(Exercise prompt)
Repeat the data word for word. Do not include the pictures.

(Material provided)
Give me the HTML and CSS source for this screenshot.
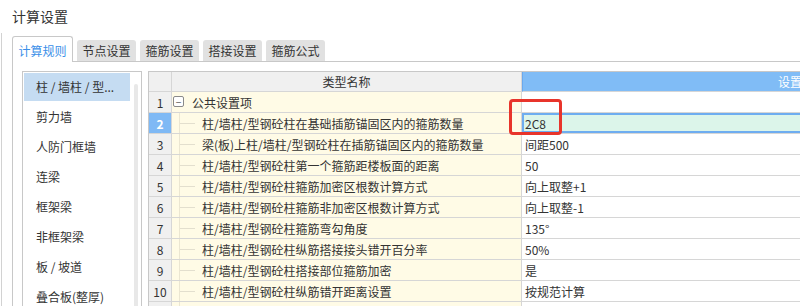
FILE: index.html
```html
<!DOCTYPE html>
<html lang="zh-CN">
<head>
    <meta charset="UTF-8">
    <title>计算设置</title>
    <link rel="stylesheet" href="styles.css">
</head>
<body>
    <div class="title">计算设置</div>
    <div class="frame">
        <div class="tabs">
            <div class="tab active">计算规则</div>
            <div class="tab">节点设置</div>
            <div class="tab">箍筋设置</div>
            <div class="tab">搭接设置</div>
            <div class="tab">箍筋公式</div>
        </div>
        <div class="page">
            <div class="list">
                <div class="items">
                    <div class="item selected">柱 / 墙柱 / 型...</div>
                    <div class="item">剪力墙</div>
                    <div class="item">人防门框墙</div>
                    <div class="item">连梁</div>
                    <div class="item">框架梁</div>
                    <div class="item">非框架梁</div>
                    <div class="item">板 / 坡道</div>
                    <div class="item">叠合板(整厚)</div>
                </div>
                <div class="scroll"></div>
            </div>
            <div class="grid">
                <table class="sheet">
                    <colgroup>
                        <col class="col-num">
                        <col class="col-name">
                        <col class="col-value">
                    </colgroup>
                    <thead>
                        <tr>
                            <th class="num"></th>
                            <th class="name-head">类型名称</th>
                            <th class="value-head">设置值</th>
                        </tr>
                    </thead>
                    <tbody>
                        <tr>
                            <td class="num">1</td>
                            <td class="name group"><span class="toggle">−</span>公共设置项</td>
                            <td class="value"></td>
                        </tr>
                        <tr>
                            <td class="num current">2</td>
                            <td class="name leaf">柱/墙柱/型钢砼柱在基础插筋锚固区内的箍筋数量</td>
                            <td class="value current">2C8</td>
                        </tr>
                        <tr>
                            <td class="num">3</td>
                            <td class="name leaf">梁(板)上柱/墙柱/型钢砼柱在插筋锚固区内的箍筋数量</td>
                            <td class="value">间距500</td>
                        </tr>
                        <tr>
                            <td class="num">4</td>
                            <td class="name leaf">柱/墙柱/型钢砼柱第一个箍筋距楼板面的距离</td>
                            <td class="value">50</td>
                        </tr>
                        <tr>
                            <td class="num">5</td>
                            <td class="name leaf">柱/墙柱/型钢砼柱箍筋加密区根数计算方式</td>
                            <td class="value">向上取整+1</td>
                        </tr>
                        <tr>
                            <td class="num">6</td>
                            <td class="name leaf">柱/墙柱/型钢砼柱箍筋非加密区根数计算方式</td>
                            <td class="value">向上取整-1</td>
                        </tr>
                        <tr>
                            <td class="num">7</td>
                            <td class="name leaf">柱/墙柱/型钢砼柱箍筋弯勾角度</td>
                            <td class="value">135°</td>
                        </tr>
                        <tr>
                            <td class="num">8</td>
                            <td class="name leaf">柱/墙柱/型钢砼柱纵筋搭接接头错开百分率</td>
                            <td class="value">50%</td>
                        </tr>
                        <tr>
                            <td class="num">9</td>
                            <td class="name leaf">柱/墙柱/型钢砼柱搭接部位箍筋加密</td>
                            <td class="value">是</td>
                        </tr>
                        <tr>
                            <td class="num">10</td>
                            <td class="name leaf">柱/墙柱/型钢砼柱纵筋错开距离设置</td>
                            <td class="value">按规范计算</td>
                        </tr>
                        <tr>
                            <td class="num"></td>
                            <td class="name leaf"></td>
                            <td class="value"></td>
                        </tr>
                    </tbody>
                </table>
                <!-- red highlight drawn over the selected cell -->
                <div class="mark"></div>
            </div>
        </div>
    </div>
</body>
</html>
```

FILE: styles.css
```css
* {
    margin: 0;
    padding: 0;
    box-sizing: border-box;
}

html, body {
    width: 800px;
    height: 306px;
    overflow: hidden;
    background-color: #fff;
    color: #333;
    font-family: "Noto Sans CJK SC", "Noto Sans", sans-serif;
    font-size: 12px;
}

.title {
    height: 33px;
    line-height: 33px;
    padding-left: 12px;
    font-size: 14px;
}

.frame {
    margin-left: 1px;
    border-left: 1px solid #d2d2d2;
    padding-left: 10px;
    height: 273px;
}

/* Tab strip */
.tabs {
    display: flex;
    align-items: flex-end;
    gap: 4px;
    height: 29px;
    border-bottom: 1px solid #c8c8c8;
}

.tab {
    width: 59px;
    height: 21px;
    line-height: 21px;
    text-align: center;
    background-color: #e1e1e1;
    border-radius: 3px 3px 0 0;
}

.tab.active {
    width: 61px;
    height: 26px;
    line-height: 21px;
    padding-top: 3px;
    margin-bottom: -1px;
    background-color: #fff;
    border: 1px solid #c8c8c8;
    border-bottom: none;
    color: #3b8fe8;
}

/* Tab page */
.page {
    display: flex;
    gap: 6px;
    height: 244px;
    padding: 9px 0 0 9px;
    border-left: 1px solid #c8c8c8;
    overflow: hidden;
}

.list {
    display: flex;
    width: 120px;
    height: 235px;
    padding: 1px;
    border: 1px solid #c8c8c8;
    border-bottom: none;
    overflow: hidden;
}

.items {
    width: 106px;
}

.item {
    height: 28px;
    line-height: 28px;
    margin-bottom: 2px;
    padding-left: 12px;
    white-space: nowrap;
}

.item.selected {
    background-color: #c5dcf2;
}

.scroll {
    width: 4px;
    height: 222px;
    margin: 11px 0 0 4px;
    background-color: #e8e8e8;
    border-radius: 2px 2px 0 0;
}

/* Settings grid */
.grid {
    position: relative;
    flex: 1;
    height: 235px;
    overflow: hidden;
    border-top: 1px solid #c8c8c8;
    border-left: 1px solid #c8c8c8;
}

.sheet {
    width: 921px;
    table-layout: fixed;
    border-collapse: separate;
    border-spacing: 0;
}

.col-num { width: 23px; }
.col-name { width: 350px; }
.col-value { width: 548px; }

.sheet th,
.sheet td {
    height: 21px;
    padding: 0;
    border-right: 1px solid #d6d6d6;
    border-bottom: 1px solid #d6d6d6;
    font-weight: normal;
    white-space: nowrap;
    overflow: hidden;
}

.sheet th {
    height: 20px;
    background-color: #f0f0f0;
    text-align: center;
}

.sheet th.value-head {
    background-color: #80bcf6;
    border-left: 1px solid #6aa9ee;
    color: #fff;
}

.num {
    background-color: #f0f0f0;
    text-align: center;
}

.num.current {
    background-color: #7fb9f5;
    color: #fff;
    font-weight: bold;
}

.name {
    position: relative;
    background-color: #fffbe6;
}

.name.leaf {
    padding-left: 30px;
}

/* tree guide lines */
.name.leaf::before {
    content: "";
    position: absolute;
    left: 7px;
    top: 0;
    bottom: 0;
    border-left: 1px solid #ebe6d2;
}

.name.leaf::after {
    content: "";
    position: absolute;
    left: 8px;
    width: 15px;
    top: 50%;
    border-top: 1px solid #e3dfce;
}

.name.group {
    padding-left: 20px;
}

.toggle {
    position: absolute;
    left: 1px;
    top: 4px;
    width: 11px;
    height: 11px;
    line-height: 9px;
    border: 1px solid #8a8a8a;
    border-radius: 2px;
    background-color: #fff;
    text-align: center;
    font-size: 10px;
    color: #555;
}

.value {
    padding-left: 3px !important;
    background-color: #fff;
}

.value.current {
    background-color: #dcf5ea;
    box-shadow: inset 0 0 0 2px #6eadf0;
}

.mark {
    position: absolute;
    left: 360px;
    top: 27px;
    width: 53px;
    height: 36px;
    border: 3px solid #e8342b;
    border-radius: 4px;
}
```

(Solution for this exercise)
Give me the HTML and CSS source for this screenshot.
FILE: index.html
```html
<!DOCTYPE html>
<html lang="zh-CN">
<head>
    <meta charset="UTF-8">
    <title>计算设置</title>
    <link rel="stylesheet" href="styles.css">
</head>
<body>
    <div class="title">计算设置</div>
    <div class="frame">
        <div class="tabs">
            <div class="tab active">计算规则</div>
            <div class="tab">节点设置</div>
            <div class="tab">箍筋设置</div>
            <div class="tab">搭接设置</div>
            <div class="tab">箍筋公式</div>
        </div>
        <div class="page">
            <div class="list">
                <div class="items">
                    <div class="item selected">柱 / 墙柱 / 型...</div>
                    <div class="item">剪力墙</div>
                    <div class="item">人防门框墙</div>
                    <div class="item">连梁</div>
                    <div class="item">框架梁</div>
                    <div class="item">非框架梁</div>
                    <div class="item">板 / 坡道</div>
                    <div class="item">叠合板(整厚)</div>
                </div>
                <div class="scroll"></div>
            </div>
            <div class="grid">
                <table class="sheet">
                    <colgroup>
                        <col class="col-num">
                        <col class="col-name">
                        <col class="col-value">
                    </colgroup>
                    <thead>
                        <tr>
                            <th class="num"></th>
                            <th class="name-head">类型名称</th>
                            <th class="value-head">设置值</th>
                        </tr>
                    </thead>
                    <tbody>
                        <tr>
                            <td class="num">1</td>
                            <td class="name group"><span class="toggle">−</span>公共设置项</td>
                            <td class="value"></td>
                        </tr>
                        <tr>
                            <td class="num current">2</td>
                            <td class="name leaf">柱/墙柱/型钢砼柱在基础插筋锚固区内的箍筋数量</td>
                            <td class="value current">2C8</td>
                        </tr>
                        <tr>
                            <td class="num">3</td>
                            <td class="name leaf">梁(板)上柱/墙柱/型钢砼柱在插筋锚固区内的箍筋数量</td>
                            <td class="value">间距500</td>
                        </tr>
                        <tr>
                            <td class="num">4</td>
                            <td class="name leaf">柱/墙柱/型钢砼柱第一个箍筋距楼板面的距离</td>
                            <td class="value">50</td>
                        </tr>
                        <tr>
                            <td class="num">5</td>
                            <td class="name leaf">柱/墙柱/型钢砼柱箍筋加密区根数计算方式</td>
                            <td class="value">向上取整+1</td>
                        </tr>
                        <tr>
                            <td class="num">6</td>
                            <td class="name leaf">柱/墙柱/型钢砼柱箍筋非加密区根数计算方式</td>
                            <td class="value">向上取整-1</td>
                        </tr>
                        <tr>
                            <td class="num">7</td>
                            <td class="name leaf">柱/墙柱/型钢砼柱箍筋弯勾角度</td>
                            <td class="value">135°</td>
                        </tr>
                        <tr>
                            <td class="num">8</td>
                            <td class="name leaf">柱/墙柱/型钢砼柱纵筋搭接接头错开百分率</td>
                            <td class="value">50%</td>
                        </tr>
                        <tr>
                            <td class="num">9</td>
                            <td class="name leaf">柱/墙柱/型钢砼柱搭接部位箍筋加密</td>
                            <td class="value">是</td>
                        </tr>
                        <tr>
                            <td class="num">10</td>
                            <td class="name leaf">柱/墙柱/型钢砼柱纵筋错开距离设置</td>
                            <td class="value">按规范计算</td>
                        </tr>
                        <tr>
                            <td class="num"></td>
                            <td class="name leaf"></td>
                            <td class="value"></td>
                        </tr>
                    </tbody>
                </table>
                <!-- red highlight drawn over the selected cell -->
                <div class="mark"></div>
            </div>
        </div>
    </div>
</body>
</html>
```

FILE: styles.css
```css
* {
    margin: 0;
    padding: 0;
    box-sizing: border-box;
}

html, body {
    width: 800px;
    height: 306px;
    overflow: hidden;
    background-color: #fff;
    color: #333;
    font-family: "Noto Sans CJK SC", "Noto Sans", sans-serif;
    font-size: 12px;
}

.title {
    height: 33px;
    line-height: 33px;
    padding-left: 12px;
    font-size: 14px;
}

.frame {
    margin-left: 1px;
    border-left: 1px solid #d2d2d2;
    padding-left: 10px;
    height: 273px;
}

/* Tab strip */
.tabs {
    display: flex;
    align-items: flex-end;
    gap: 4px;
    height: 29px;
    border-bottom: 1px solid #c8c8c8;
}

.tab {
    width: 59px;
    height: 21px;
    line-height: 21px;
    text-align: center;
    background-color: #e1e1e1;
    border-radius: 3px 3px 0 0;
}

.tab.active {
    width: 61px;
    height: 26px;
    line-height: 21px;
    padding-top: 3px;
    margin-bottom: -1px;
    background-color: #fff;
    border: 1px solid #c8c8c8;
    border-bottom: none;
    color: #3b8fe8;
}

/* Tab page */
.page {
    display: flex;
    gap: 6px;
    height: 244px;
    padding: 9px 0 0 9px;
    border-left: 1px solid #c8c8c8;
    overflow: hidden;
}

.list {
    display: flex;
    width: 120px;
    height: 235px;
    padding: 1px;
    border: 1px solid #c8c8c8;
    border-bottom: none;
    overflow: hidden;
}

.items {
    width: 106px;
}

.item {
    height: 28px;
    line-height: 28px;
    margin-bottom: 2px;
    padding-left: 12px;
    white-space: nowrap;
}

.item.selected {
    background-color: #c5dcf2;
}

.scroll {
    width: 4px;
    height: 222px;
    margin: 11px 0 0 4px;
    background-color: #e8e8e8;
    border-radius: 2px 2px 0 0;
}

/* Settings grid */
.grid {
    position: relative;
    flex: 1;
    height: 235px;
    overflow: hidden;
    border-top: 1px solid #c8c8c8;
    border-left: 1px solid #c8c8c8;
}

.sheet {
    width: 921px;
    table-layout: fixed;
    border-collapse: separate;
    border-spacing: 0;
}

.col-num { width: 23px; }
.col-name { width: 350px; }
.col-value { width: 548px; }

.sheet th,
.sheet td {
    height: 21px;
    padding: 0;
    border-right: 1px solid #d6d6d6;
    border-bottom: 1px solid #d6d6d6;
    font-weight: normal;
    white-space: nowrap;
    overflow: hidden;
}

.sheet th {
    height: 20px;
    background-color: #f0f0f0;
    text-align: center;
}

.sheet th.value-head {
    background-color: #80bcf6;
    border-left: 1px solid #6aa9ee;
    color: #fff;
}

.num {
    background-color: #f0f0f0;
    text-align: center;
}

.num.current {
    background-color: #7fb9f5;
    color: #fff;
    font-weight: bold;
}

.name {
    position: relative;
    background-color: #fffbe6;
}

.name.leaf {
    padding-left: 30px;
}

/* tree guide lines */
.name.leaf::before {
    content: "";
    position: absolute;
    left: 7px;
    top: 0;
    bottom: 0;
    border-left: 1px solid #ebe6d2;
}

.name.leaf::after {
    content: "";
    position: absolute;
    left: 8px;
    width: 15px;
    top: 50%;
    border-top: 1px solid #e3dfce;
}

.name.group {
    padding-left: 20px;
}

.toggle {
    position: absolute;
    left: 1px;
    top: 4px;
    width: 11px;
    height: 11px;
    line-height: 9px;
    border: 1px solid #8a8a8a;
    border-radius: 2px;
    background-color: #fff;
    text-align: center;
    font-size: 10px;
    color: #555;
}

.value {
    padding-left: 3px !important;
    background-color: #fff;
}

.value.current {
    background-color: #dcf5ea;
    box-shadow: inset 0 0 0 2px #6eadf0;
}

.mark {
    position: absolute;
    left: 360px;
    top: 27px;
    width: 53px;
    height: 36px;
    border: 3px solid #e8342b;
    border-radius: 4px;
}
```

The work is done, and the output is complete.